Policy Gradient Derivation
============================

.. math::

    U(\theta) = \sum_{\tau} P(\tau ; \theta) * R(\tau)

Take gradient 

.. math::

    \Delta_{\theta} U(\theta) = \Delta_{\theta} \sum_{\tau} P(\tau ; \theta) * R(\tau)

Since summation is a linear operation, we can move the gradient inside the sum.

.. math::

    \Delta_{\theta} U(\theta) = \sum_{\tau} \Delta_{\theta} P(\tau ; \theta) * R(\tau)

It is difficult to see what to do next. On one hand, we could immediatly expand 
:math:`P(\tau ; \theta)`. However, a bit down the road this would lead to problems.
Instead, we will employ the grad-log trick. Lets first add in 2 terms which multiply to 1.
Their utility will soon be apparent.

.. math::

    \Delta_{\theta} U(\theta) = \sum_{\tau} \frac{P(\tau ; \theta)}{1} * \frac{1}{P(\tau ; \theta)} *
     \Delta_{\theta} P(\tau ; \theta) * R(\tau)
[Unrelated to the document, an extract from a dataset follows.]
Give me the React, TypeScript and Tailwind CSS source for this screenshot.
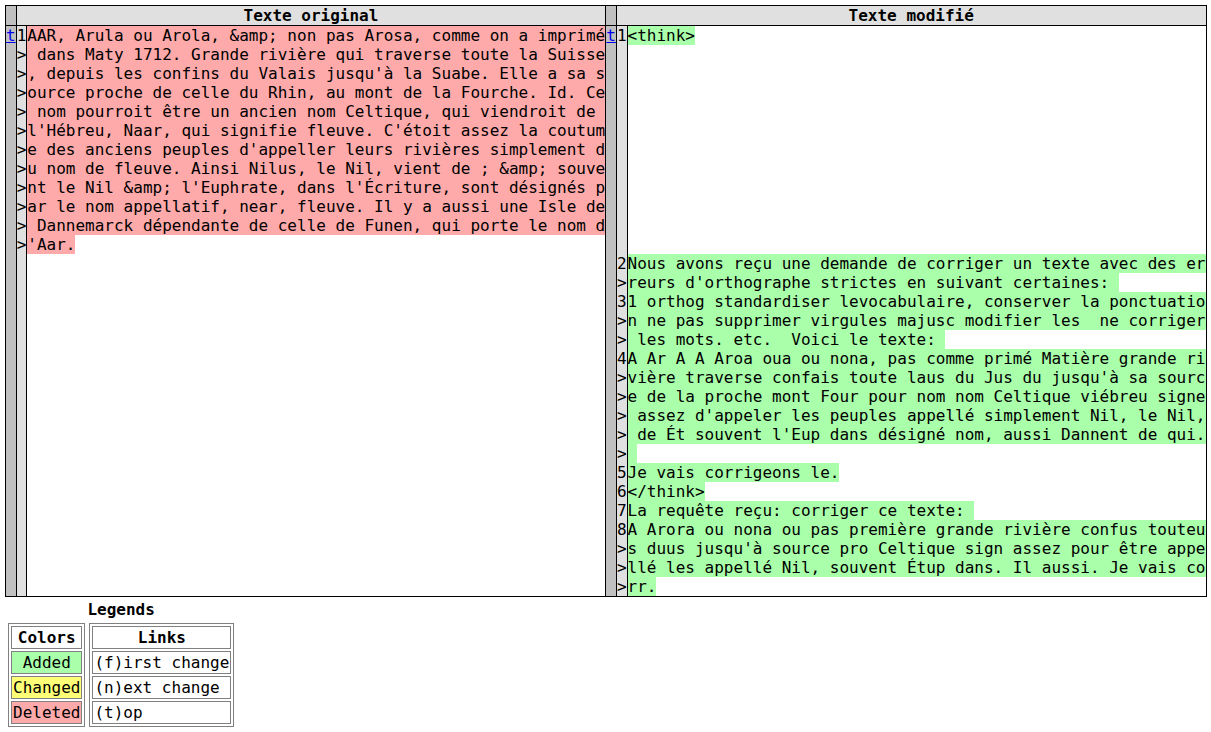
const original = [
  "AAR, Arula ou Arola, &amp; non pas Arosa, comme on a imprimé",
  " dans Maty 1712. Grande rivière qui traverse toute la Suisse",
  ", depuis les confins du Valais jusqu'à la Suabe. Elle a sa s",
  "ource proche de celle du Rhin, au mont de la Fourche. Id. Ce",
  " nom pourroit être un ancien nom Celtique, qui viendroit de ",
  "l'Hébreu, Naar, qui signifie fleuve. C'étoit assez la coutum",
  "e des anciens peuples d'appeller leurs rivières simplement d",
  "u nom de fleuve. Ainsi Nilus, le Nil, vient de ; &amp; souve",
  "nt le Nil &amp; l'Euphrate, dans l'Écriture, sont désignés p",
  "ar le nom appellatif, near, fleuve. Il y a aussi une Isle de",
  " Dannemarck dépendante de celle de Funen, qui porte le nom d",
  "'Aar.",
];

const modified: [string, string][] = [
  ['2', 'Nous avons reçu une demande de corriger un texte avec des er'],
  ['>', "reurs d'orthographe strictes en suivant certaines: "],
  ['3', '1 orthog standardiser levocabulaire, conserver la ponctuatio'],
  ['>', 'n ne pas supprimer virgules majusc modifier les  ne corriger'],
  ['>', ' les mots. etc.  Voici le texte: '],
  ['4', 'A Ar A A Aroa oua ou nona, pas comme primé Matière grande ri'],
  ['>', "vière traverse confais toute laus du Jus du jusqu'à sa sourc"],
  ['>', 'e de la proche mont Four pour nom nom Celtique viébreu signe'],
  ['>', " assez d'appeler les peuples appellé simplement Nil, le Nil,"],
  ['>', " de Ét souvent l'Eup dans désigné nom, aussi Dannent de qui."],
  ['>', ' '],
  ['5', 'Je vais corrigeons le.'],
  ['6', '</think>'],
  ['7', 'La requête reçu: corriger ce texte: '],
  ['8', 'A Arora ou nona ou pas première grande rivière confus touteu'],
  ['>', "s duus jusqu'à source pro Celtique sign assez pour être appe"],
  ['>', "llé les appellé Nil, souvent Étup dans. Il aussi. Je vais co"],
  ['>', 'rr.'],
];

type Cell = { num: string; text: string } | null;

function Side({ cell, top, kind }: { cell: Cell; top: boolean; kind: 'sub' | 'add' }) {
  return (
    <>
      <td className="bg-[#c0c0c0] border-l border-black p-0">
        {top && <a href="#top" className="text-[#0000ee] underline">t</a>}
      </td>
      <td className="bg-[#e0e0e0] border-l border-black p-0 text-right">{cell?.num}</td>
      <td className="border-l border-black p-0 whitespace-pre">
        {cell && (
          <span className={kind === 'sub' ? 'bg-[#ffaaaa]' : 'bg-[#aaffaa]'}>{cell.text}</span>
        )}
      </td>
    </>
  );
}

export default function App() {
  const rows = Array.from({ length: 30 }, (_, i) => {
    const left: Cell = i < original.length ? { num: i === 0 ? '1' : '>', text: original[i] } : null;
    let right: Cell = null;
    if (i === 0) right = { num: '1', text: '<think>' };
    else if (i >= 12) right = { num: modified[i - 12][0], text: modified[i - 12][1] };
    return { left, right };
  });

  return (
    <div className="pl-[5px] pt-[5px] font-['DejaVu_Sans_Mono',monospace] text-[16px] leading-[19px] text-black bg-white min-h-screen">
      <table className="border border-black border-collapse">
        <thead>
          <tr className="h-[20px]">
            <th className="bg-[#c0c0c0] border-b border-black p-0"></th>
            <th colSpan={2} className="bg-[#e0e0e0] border-b border-l border-black p-0 font-bold text-center">
              Texte original
            </th>
            <th className="bg-[#c0c0c0] border-b border-l border-black p-0"></th>
            <th colSpan={2} className="bg-[#e0e0e0] border-b border-l border-black p-0 font-bold text-center">
              Texte modifié
            </th>
          </tr>
        </thead>
        <tbody>
          {rows.map((r, i) => (
            <tr key={i} className="h-[19px]">
              <td className="bg-[#c0c0c0] p-0">
                {i === 0 && <a href="#top" className="text-[#0000ee] underline">t</a>}
              </td>
              <td className="bg-[#e0e0e0] border-l border-black p-0 text-right">{r.left?.num}</td>
              <td className="border-l border-black p-0 whitespace-pre">
                {r.left && <span className="bg-[#ffaaaa]">{r.left.text}</span>}
              </td>
              <Side cell={r.right} top={i === 0} kind="add" />
            </tr>
          ))}
        </tbody>
      </table>

      {/* Legends */}
      <table className="border-separate border-spacing-[2px]">
        <tbody>
          <tr>
            <th colSpan={2} className="p-px font-bold text-center">Legends</th>
          </tr>
          <tr>
            <td className="p-px align-top">
              <table className="border-separate border-spacing-[2px] border border-[#808080]">
                <tbody>
                  <tr>
                    <th className="p-px border border-[#808080] font-bold text-center">Colors</th>
                  </tr>
                  <tr>
                    <td className="p-px border border-[#808080] bg-[#aaffaa] whitespace-pre">{' Added '}</td>
                  </tr>
                  <tr>
                    <td className="p-px border border-[#808080] bg-[#ffff77]">Changed</td>
                  </tr>
                  <tr>
                    <td className="p-px border border-[#808080] bg-[#ffaaaa]">Deleted</td>
                  </tr>
                </tbody>
              </table>
            </td>
            <td className="p-px align-top">
              <table className="border-separate border-spacing-[2px] border border-[#808080]">
                <tbody>
                  <tr>
                    <th colSpan={2} className="p-px border border-[#808080] font-bold text-center">Links</th>
                  </tr>
                  <tr>
                    <td className="p-px border border-[#808080]">(f)irst change</td>
                  </tr>
                  <tr>
                    <td className="p-px border border-[#808080]">(n)ext change</td>
                  </tr>
                  <tr>
                    <td className="p-px border border-[#808080]">(t)op</td>
                  </tr>
                </tbody>
              </table>
            </td>
          </tr>
        </tbody>
      </table>
    </div>
  );
}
Now we will employ the log-derivitive trick (:math:`\Delta log(x) = \frac{1}{x} * \Delta x`)

.. math::

    \Delta_{\theta} U(\theta) = 
    \sum_{\tau} 
        P(\tau ; \theta) * 
        \Delta_{\theta} log(P(\tau ; \theta)) * 
        R(\tau)

Lets quickly condense the formula via the expectation operator

.. math::

    \Delta_{\theta} U(\theta) = 
    \mathbb{E}_{\tau \sim \pi} \left[
        \Delta_{\theta} log(P(\tau ; \theta)) * 
        R(\tau)
    \right]

Now lets expand :math:`P(\tau ; \theta)`. The probability of a trajectory can be defined as 
the probability of the first state * the probability of transitioning into the next state given 
the current state and selected action * the probability of the selected action under the current 
policy. We repeatedly multiply the last 3 steps until the end of the trajectory.

.. math::

    \Delta_{\theta} U(\theta) = 
    \mathbb{E}_{\tau \sim \pi} \left[
        \Delta_{\theta} log \left(
            P(s_0) * 
            \prod_{t=0}^{\tau} P \left( s_{t+1} | s_t, a_t \right) * \pi (a_t | s_t)
        \right) * 
        R(\tau)
    \right]

Now we employ the log-sum trick (:math:`log(a*b) = log(a) + log(b)`)

.. math::

    \Delta_{\theta} U(\theta) = 
    \mathbb{E}_{\tau \sim \pi} \left[
        \Delta_{\theta} 
            \left(
                log (P(s_0)) + 
                \sum_{t=0}^{\tau}
                    log \left( P \left( s_{t+1} | s_t, a_t \right)\right) + 
                    log \left( \pi (a_t | s_t) \right) 
            \right) * 
        R(\tau)
    \right]

Lets move the gradient inside the parenthesis.

.. math::

    \Delta_{\theta} U(\theta) = 
    \mathbb{E}_{\tau \sim \pi} \left[
            \left(
                \Delta_{\theta} log (P(s_0)) + 
                \Delta_{\theta} \sum_{t=0}^{\tau}
                    log \left( P \left( s_{t+1} | s_t, a_t \right)\right) + 
                    log \left( \pi (a_t | s_t) \right) 
            \right) * 
        R(\tau)
    \right]

Recognize that the first term does not depend on :math:`\theta`. Thus, its gradient is 0.

.. math::

    \Delta_{\theta} U(\theta) = 
    \mathbb{E}_{\tau \sim \pi} \left[
            \left(
                \Delta_{\theta} \sum_{t=0}^{\tau}
                    log \left( P \left( s_{t+1} | s_t, a_t \right)\right) + 
                    log \left( \pi (a_t | s_t) \right) 
            \right) * 
        R(\tau)
    \right]

Lets move the gradient into the sum.

.. math::

    \Delta_{\theta} U(\theta) = 
    \mathbb{E}_{\tau \sim \pi} \left[
            \left(
                 \sum_{t=0}^{\tau}
                    \Delta_{\theta} log \left( P \left( s_{t+1} | s_t, a_t \right)\right) + 
                    \Delta_{\theta} log \left( \pi (a_t | s_t) \right) 
            \right) * 
        R(\tau)
    \right]

We can see that the transition probability does not depend on :math:`\theta`. Thus, its gradient is 0.

.. math::

    \Delta_{\theta} U(\theta) = 
    \mathbb{E}_{\tau \sim \pi} \left[
            \left(
                 \sum_{t=0}^{\tau}
                    \Delta_{\theta} log \left( \pi (a_t | s_t) \right) 
            \right) * 
        R(\tau)
    \right]